We cannot and must not lead in the power of the flesh. That will not result in any good thing. We must lead with the power and love and control of the Holy Spirit.
Oh, how I pray for that for the American church.
We have all the resources of money. We have books written by successful leaders in the world of business and the building of organizations. We should be successful. But we are failing to see true deep heart change that results in the character of the Lord being created in us and the passion of the Lord for the lost moving us. We are busy with programs and organization. But too often ineffective.
Those who see these things clearly, pray for revival. I pray for revival.
What we need desperately is a fanning of the flame of the gift of the Spirit given to us. We need his power. We need to love as he loves. We need to be controlled in all our being by Him. We have had enough of traditions that have led to routine and deadness. Enough of attempts to renew the power of the Holy Spirit by emotion and the power of personality.

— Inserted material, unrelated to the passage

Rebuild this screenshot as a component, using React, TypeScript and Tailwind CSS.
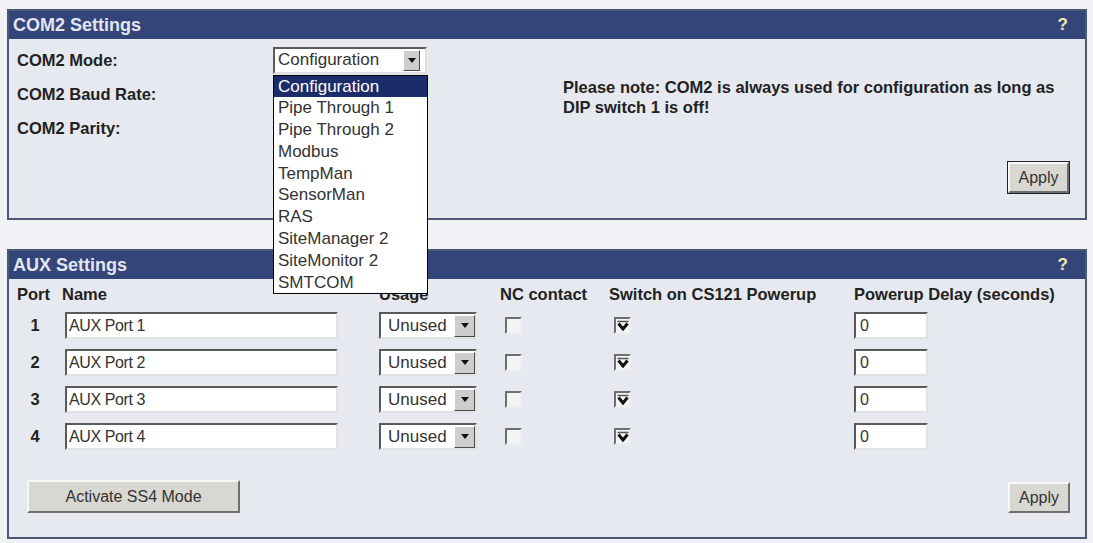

You all have all the gifts given by God including the gift of leadership by the endowment of the Spirit. You have been given all you need. Now, fame those gifts into flame. Wait upon the Lord until he does that in your lives.
Wait upon the Lord until he does that in the church.
If you wait upon the Lord, he will give you and the church a fresh movement of the Spirit. You will see God give a new Pentecost. I have seen it. I know God will give it to any and all who wait upon him. God has not given us a spirit of fear, but he has given us the Holy Spirit who infuses our service and leadership with power and our love with the genuineness of his love in us and with the Spirit’s discipline.
I pray that may be true in you all as Paul prayed for Timothy.